La reacción popular se organiza hacia las ocho de la mañana blandiendo palos, picos, palas, y echa espuma por la boca cuando asalta la escuela.

Para entonces, otros han bloqueado los accesos al pueblo con piedras, troncos y árboles jóvenes arrancados de raíz, a los que prenden fuego para impedir la huida de los policías. Diez coches patrulla son convertidos en antorchas, o molidos a goles. La embestida contra la escuela es masiva e imparable y 20 personas quedan descalabradas. Los policías disparan al aire y lanzan granadas lacrimógenas, pero la lluvia de piedras hace estragos, y se llega al cuerpo a cuerpo.

Acorralados

Batiéndose en retirada, los que pueden huyen en furgonetas; otros saltan las verjas y corren como corzos, y los menos afortunados, en la precipitación, se zambullen en un alcantarillado de aguas fecales. Algunos son acorralados por la hoguera que tapa una de las salidas.

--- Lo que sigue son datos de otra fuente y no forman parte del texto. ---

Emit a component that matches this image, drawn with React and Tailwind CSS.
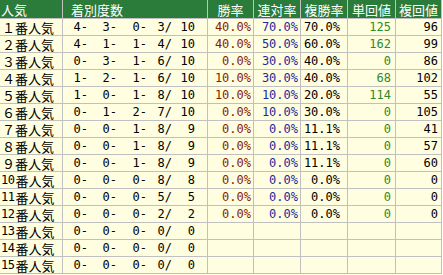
import React from 'react';

const ROWS = [
  ['１', [4, 3, 0, 3, 10], '40.0%', '70.0%', '70.0%', '125', '96'],
  ['２', [4, 1, 1, 4, 10], '40.0%', '50.0%', '60.0%', '162', '99'],
  ['３', [0, 3, 1, 6, 10], '0.0%', '30.0%', '40.0%', '0', '86'],
  ['４', [1, 2, 1, 6, 10], '10.0%', '30.0%', '40.0%', '68', '102'],
  ['５', [1, 0, 1, 8, 10], '10.0%', '10.0%', '20.0%', '114', '55'],
  ['６', [0, 1, 2, 7, 10], '0.0%', '10.0%', '30.0%', '0', '105'],
  ['７', [0, 0, 1, 8, 9], '0.0%', '0.0%', '11.1%', '0', '41'],
  ['８', [0, 0, 1, 8, 9], '0.0%', '0.0%', '11.1%', '0', '57'],
  ['９', [0, 0, 1, 8, 9], '0.0%', '0.0%', '11.1%', '0', '60'],
  ['10', [0, 0, 0, 8, 8], '0.0%', '0.0%', '0.0%', '0', '0'],
  ['11', [0, 0, 0, 5, 5], '0.0%', '0.0%', '0.0%', '0', '0'],
  ['12', [0, 0, 0, 2, 2], '0.0%', '0.0%', '0.0%', '0', '0'],
  ['13', [0, 0, 0, 0, 0]],
  ['14', [0, 0, 0, 0, 0]],
  ['15', [0, 0, 0, 0, 0]],
];

const JP = "font-['Noto_Sans_CJK_JP',sans-serif] text-[13px] leading-[15px]";
const NUM = "font-['DejaVu_Sans_Mono','Liberation_Mono',monospace] text-[12px] leading-[15px]";
const CELL = 'flex items-center border-r border-b border-[#c0c0c0] h-[17px]';
const HEAD = 'flex items-center border-r border-b border-[#c0c0c0] h-[19px] text-white bg-[#2b7b3b]';

function Label({ n }) {
  const half = /^[0-9]/.test(n);
  if (!half) {
    return (
      <div className={`${CELL} pl-[2px]`}>
        <span className={JP}>{n}番人気</span>
      </div>
    );
  }
  return (
    <div className={`${CELL} pl-[1px]`}>
      <span className={`${NUM} tracking-[-0.5px] mr-[1px]`}>{n}</span>
      <span className={JP}>番人気</span>
    </div>
  );
}

function Counts({ v }) {
  const slots = [
    [`${v[0]}-`, 'w-[25px]'],
    [`${v[1]}-`, 'w-[29px]'],
    [`${v[2]}-`, 'w-[30px]'],
    [`${v[3]}/`, 'w-[25px]'],
    [`${v[4]}`, 'w-[23px]'],
  ];
  return (
    <div className={CELL}>
      {slots.map(([t, w], i) => (
        <span key={i} className={`${NUM} ${w} text-right`}>{t}</span>
      ))}
    </div>
  );
}

export default function App() {
  return (
    <div className="w-[443px] h-[275px] bg-white overflow-hidden">
      <div className="w-[442px] h-[275px] bg-[#fffee0] grid grid-cols-[63px_145px_46px_47px_47px_48px_46px] content-start text-black">
        <div className={`${HEAD} pl-[1px]`}><span className={JP}>人気</span></div>
        <div className={`${HEAD} pl-[8px]`}><span className={JP}>着別度数</span></div>
        <div className={`${HEAD} justify-center`}><span className={JP}>勝率</span></div>
        <div className={`${HEAD} justify-center`}><span className={JP}>連対率</span></div>
        <div className={`${HEAD} justify-center`}><span className={JP}>複勝率</span></div>
        <div className={`${HEAD} justify-center`}><span className={JP}>単回値</span></div>
        <div className={`${HEAD} justify-center`}><span className={JP}>複回値</span></div>

        {ROWS.map((r, i) => (
          <React.Fragment key={i}>
            <Label n={r[0]} />
            <Counts v={r[1]} />
            <div className={`${CELL} justify-end pr-[2px] text-[#8a1c00]`}><span className={NUM}>{r[2]}</span></div>
            <div className={`${CELL} justify-end pr-[2px] text-[#1c2a9c]`}><span className={NUM}>{r[3]}</span></div>
            <div className={`${CELL} justify-end pr-[7px]`}><span className={NUM}>{r[4]}</span></div>
            <div className={`${CELL} justify-end pr-[4px] text-[#2e8a2a]`}><span className={NUM}>{r[5]}</span></div>
            <div className={`${CELL} justify-end pr-[3px]`}><span className={NUM}>{r[6]}</span></div>
          </React.Fragment>
        ))}
      </div>
    </div>
  );
}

Los 60 policías tomados como rehenes son atados los unos a los otros, y, manos en la nuca, deben recorrer a pie y en fila india los cinco kilómetros hasta la plaza donde los más exaltados pedían la instalación de patíbulos. "Soy un soplón del gobernador", le obligan a decir a uno. Otro debe mantener alzada una pancarta con esa confesión.

Cerca de 2.000 personas observaron la cruel peregrinación de los agentes y el desarrollo de un juicio público en el que la ira hidalguense no tuvo piedad. Los reos, absortos, mudos, tumbados boca abajo a ratos, escucharon de todo, y fueron vigilados por vecinos encapuchados que esgrimían estacas o sus porras. Asustado por el cariz de los acontecimientos, el alcalde pide a la gente que se avenga a razones. La única escuchada es aquella comunicada cuando ya los policías, sin probar bocado en todo el día, tiritaban de frío cerca de la medianoche: los estudiantes habían sido liberados.